All lines in which the word "page" occurs are to be extracted.
____
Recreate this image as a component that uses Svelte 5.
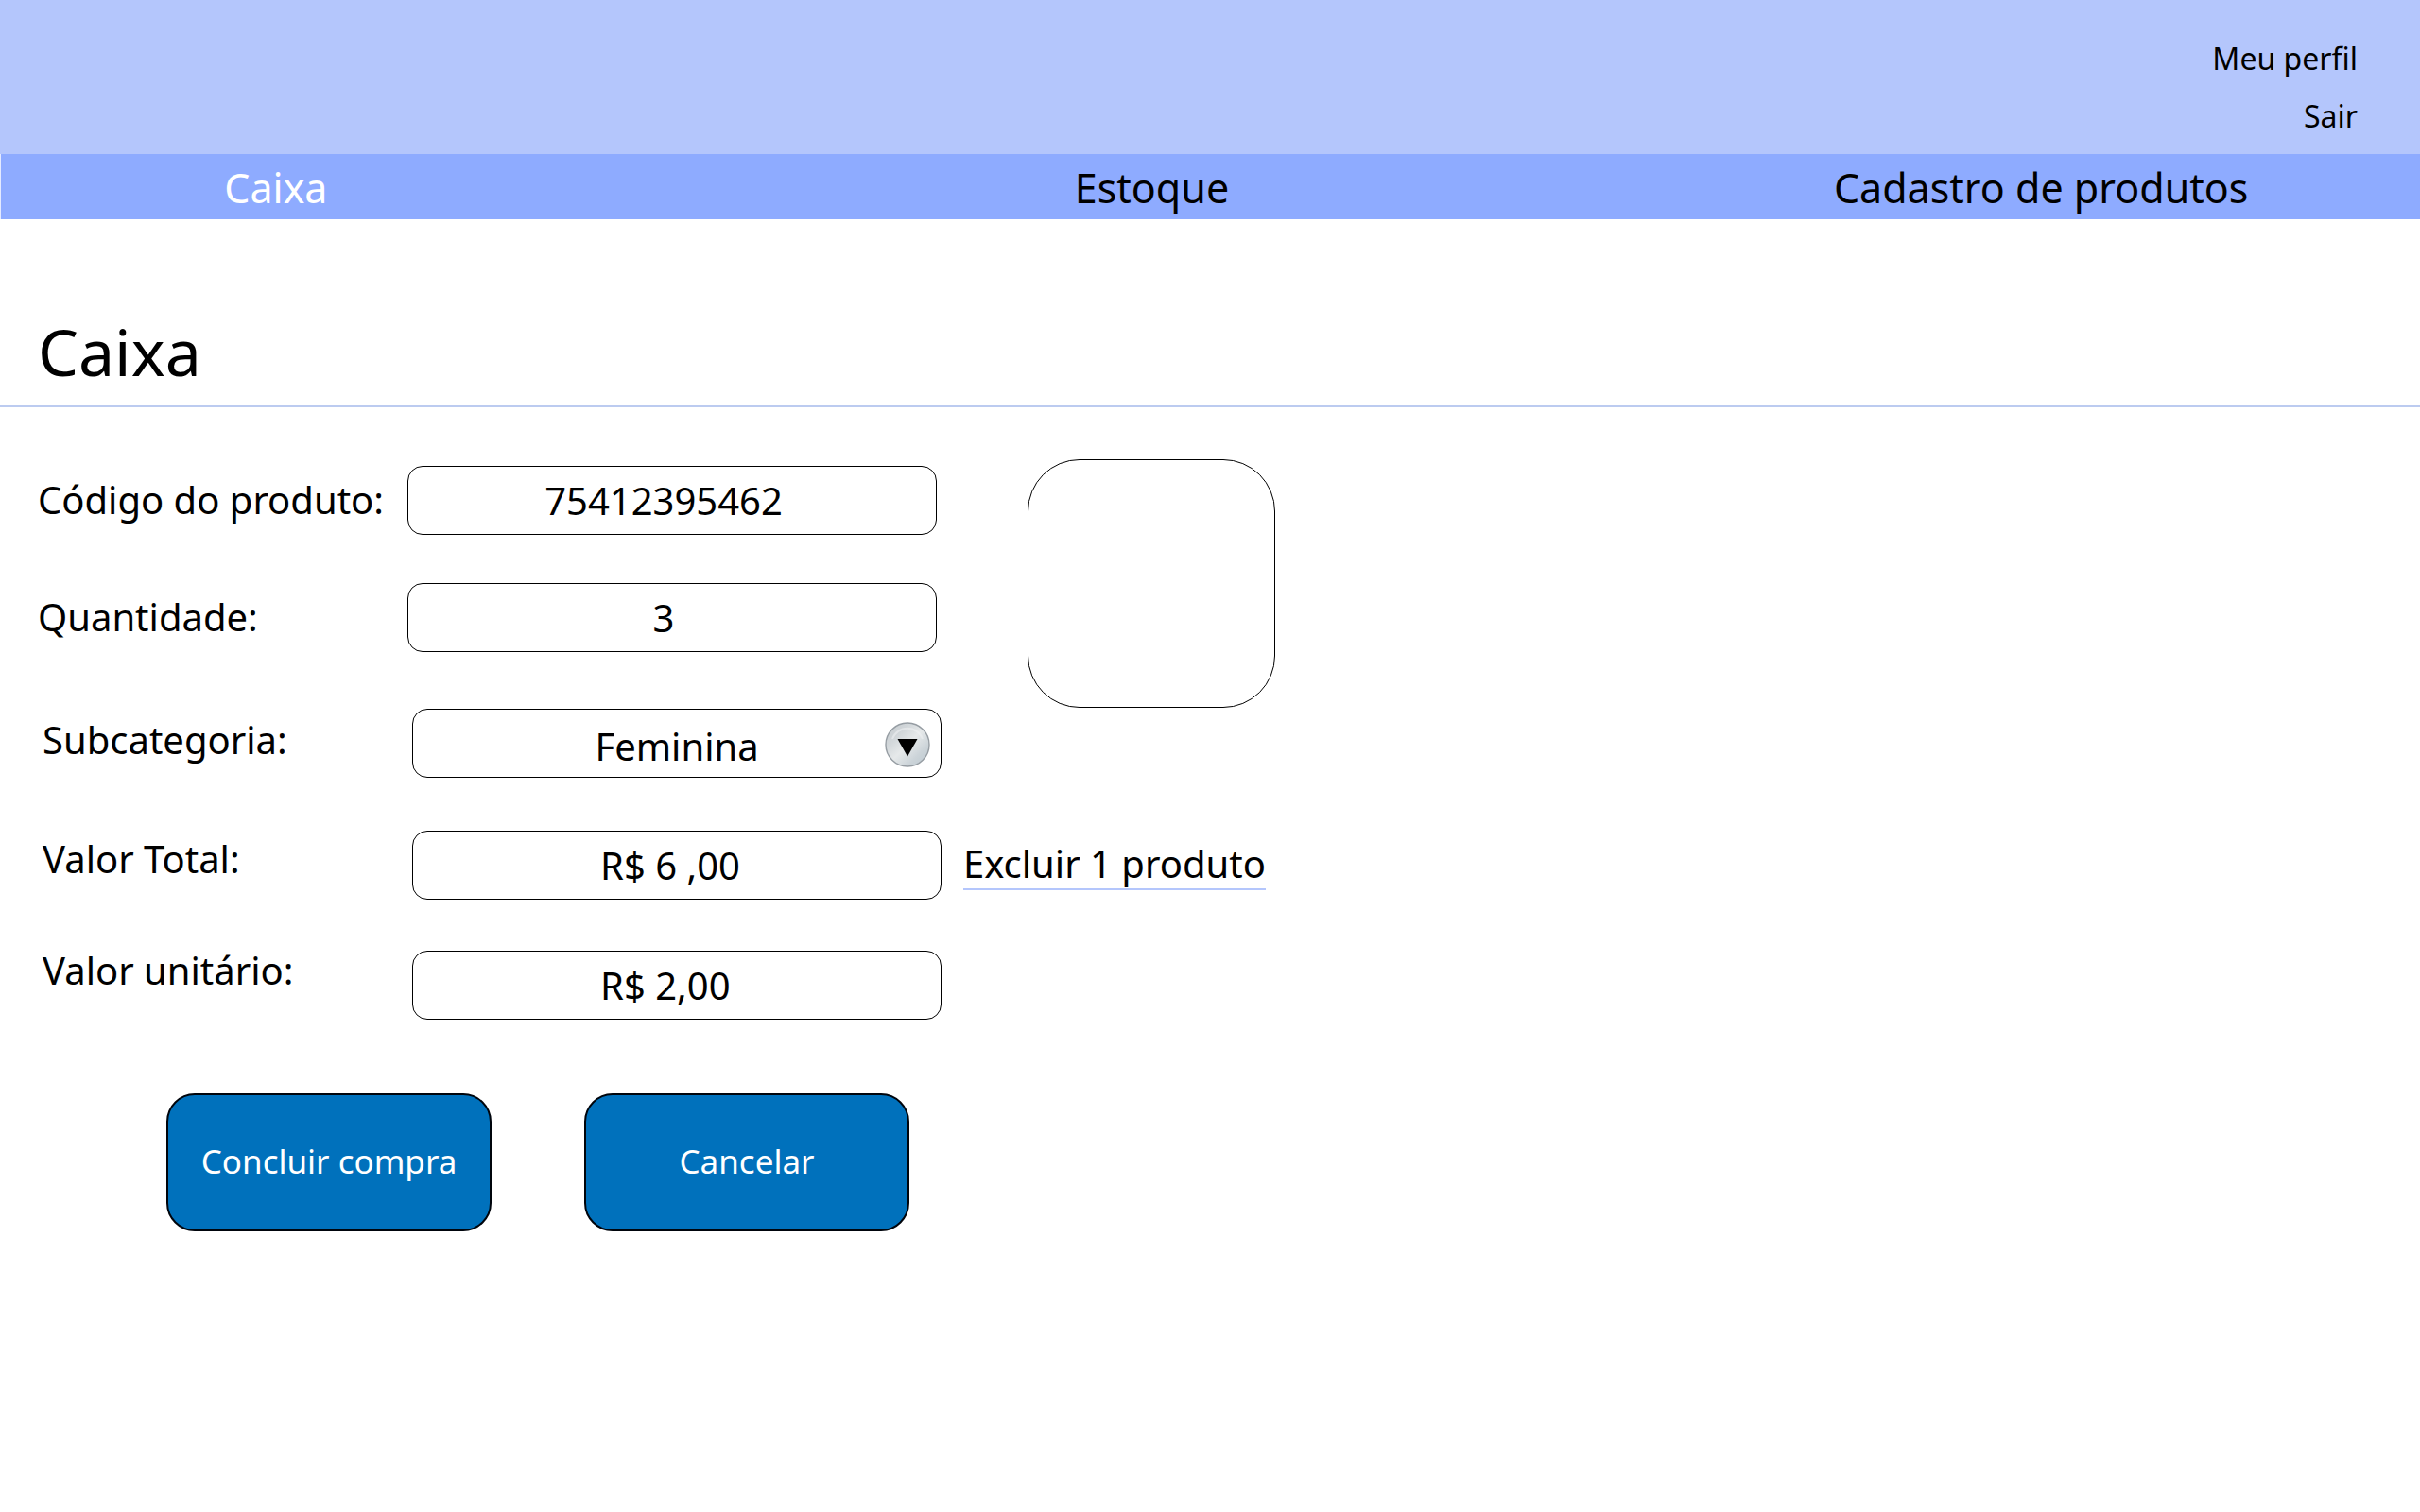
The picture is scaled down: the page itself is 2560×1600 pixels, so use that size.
<script>
  let codigo = $state('75412395462');
  let quantidade = $state('3');
  let subcategoria = $state('Feminina');
  let total = $state('R$ 6 ,00');
  let unitario = $state('R$ 2,00');
</script>

<div class="page">
  <header class="top">
    <a href="#perfil">Meu perfil</a>
    <a href="#sair">Sair</a>
  </header>

  <nav class="menu">
    <a href="#caixa" class="active" aria-current="page">Caixa</a>
    <a href="#estoque">Estoque</a>
    <a href="#cadastro">Cadastro de produtos</a>
  </nav>

  <main>
    <h1>Caixa</h1>

    <form onsubmit={(e) => e.preventDefault()}>
      <div class="upper">
        <div class="fields">
          <div class="row">
            <label for="codigo">Código do produto:</label>
            <input id="codigo" class="box" type="text" bind:value={codigo} />
          </div>
          <div class="row">
            <label for="quantidade">Quantidade:</label>
            <input id="quantidade" class="box" type="text" bind:value={quantidade} />
          </div>
          <div class="row detail category">
            <label for="subcategoria">Subcategoria:</label>
            <div class="picker">
              <select id="subcategoria" class="box" bind:value={subcategoria}>
                <option>Feminina</option>
                <option>Masculina</option>
              </select>
              <svg class="arrow" viewBox="0 0 48 48" aria-hidden="true">
                <defs>
                  <linearGradient id="metal" x1="0" y1="0" x2="1" y2="1">
                    <stop offset="0" stop-color="#c3c9cd" />
                    <stop offset="0.3" stop-color="#d3d8db" />
                    <stop offset="0.5" stop-color="#e6e9ea" />
                    <stop offset="0.75" stop-color="#cbd3d8" />
                    <stop offset="1" stop-color="#bcc9d1" />
                  </linearGradient>
                </defs>
                <circle cx="24" cy="24" r="23" fill="url(#metal)" stroke="#969da3" stroke-width="1.4" />
                <path d="M8 18a17 17 0 0 1 32 0" fill="none" stroke="#eef0f1" stroke-width="2" opacity="0.6" />
                <path d="M13.5 18h21L24 36.500z" fill="#000" />
              </svg>
            </div>
          </div>
        </div>
        <div class="preview" role="img" aria-label="Imagem do produto"></div>
      </div>

      <div class="row detail total">
        <label for="total">Valor Total:</label>
        <input id="total" class="box money" type="text" bind:value={total} />
        <a class="remove" href="#excluir">Excluir 1 produto</a>
      </div>
      <div class="row detail unit">
        <label for="unitario">Valor unitário:</label>
        <input id="unitario" class="box money" type="text" bind:value={unitario} />
      </div>

      <div class="actions">
        <button type="submit">Concluir compra</button>
        <button type="button">Cancelar</button>
      </div>
    </form>
  </main>
</div>

<style>
  :global(body) {
    margin: 0;
    background: #fff;
  }

  .page {
    font-family: 'Noto Sans', 'Open Sans', sans-serif;
    font-size: 40px;
    color: #000;
  }

  a {
    color: inherit;
    text-decoration: none;
  }

  .top {
    display: flex;
    flex-direction: column;
    align-items: flex-end;
    padding: 31px 66px 10px;
    background: #b4c6fc;
    font-size: 32px;
    line-height: 61px;
  }

  .menu {
    display: grid;
    grid-template-columns: 582fr 1272fr 610fr;
    justify-items: center;
    padding: 3px 96px 0 0;
    border-left: 1px solid #e4eaff;
    background: #8eabff;
    font-size: 43px;
    line-height: 66px;
  }

  .active {
    color: #fff;
  }

  h1 {
    margin: 0;
    padding: 94px 40px 11px;
    border-bottom: 2px solid #bccbf0;
    font-size: 68px;
    font-weight: 400;
    line-height: 92px;
  }

  form {
    padding: 55px 40px 80px;
  }

  .upper {
    display: flex;
    align-items: flex-start;
    gap: 91px;
  }

  .fields {
    display: flex;
    flex-direction: column;
    gap: 51px;
    padding-top: 7px;
  }

  .row {
    display: grid;
    grid-template-columns: 391px 560px auto;
    justify-content: start;
    align-items: start;
  }

  .detail {
    padding-left: 5px;
  }

  .category {
    padding-top: 9px;
  }

  .total {
    margin-top: 56px;
  }

  .unit {
    margin-top: 54px;
  }

  label {
    line-height: 72px;
  }

  .category label {
    line-height: 66px;
  }

  .total label {
    line-height: 60px;
  }

  .unit label {
    line-height: 42px;
  }

  .box {
    box-sizing: border-box;
    width: 100%;
    height: 73px;
    margin: 0;
    padding: 0 18px 0 0;
    border: 1px solid #000;
    border-radius: 16px;
    background: #fff;
    color: #000;
    font: inherit;
    text-align: center;
  }

  .money {
    padding: 0 0 0 198px;
    text-align: left;
  }

  .picker {
    position: relative;
  }

  select.box {
    display: block;
    padding: 6px 0 0;
    appearance: none;
    text-align-last: center;
  }

  .arrow {
    position: absolute;
    top: 14px;
    right: 12px;
    width: 48px;
    height: 48px;
    pointer-events: none;
  }

  .preview {
    box-sizing: border-box;
    width: 262px;
    height: 263px;
    border: 1px solid #000;
    border-radius: 55px;
  }

  .remove {
    margin-left: 23px;
    padding: 9px 0 0;
    border-bottom: 2px solid #b4c6fc;
    line-height: 52px;
  }

  .actions {
    display: flex;
    gap: 98px;
    padding: 78px 136px 0;
  }

  button {
    box-sizing: border-box;
    width: 344px;
    height: 146px;
    padding: 0 0 4px;
    border: 2px solid #00050c;
    border-radius: 30px;
    background: #0071bc;
    color: #fff;
    font: inherit;
    font-size: 35px;
    white-space: nowrap;
  }
</style>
____
Result for this exercise:
The picture is scaled down: the page itself is 2560×1600 pixels, so use that size.
<div class="page">
    <a href="#caixa" class="active" aria-current="page">Caixa</a>
  .page {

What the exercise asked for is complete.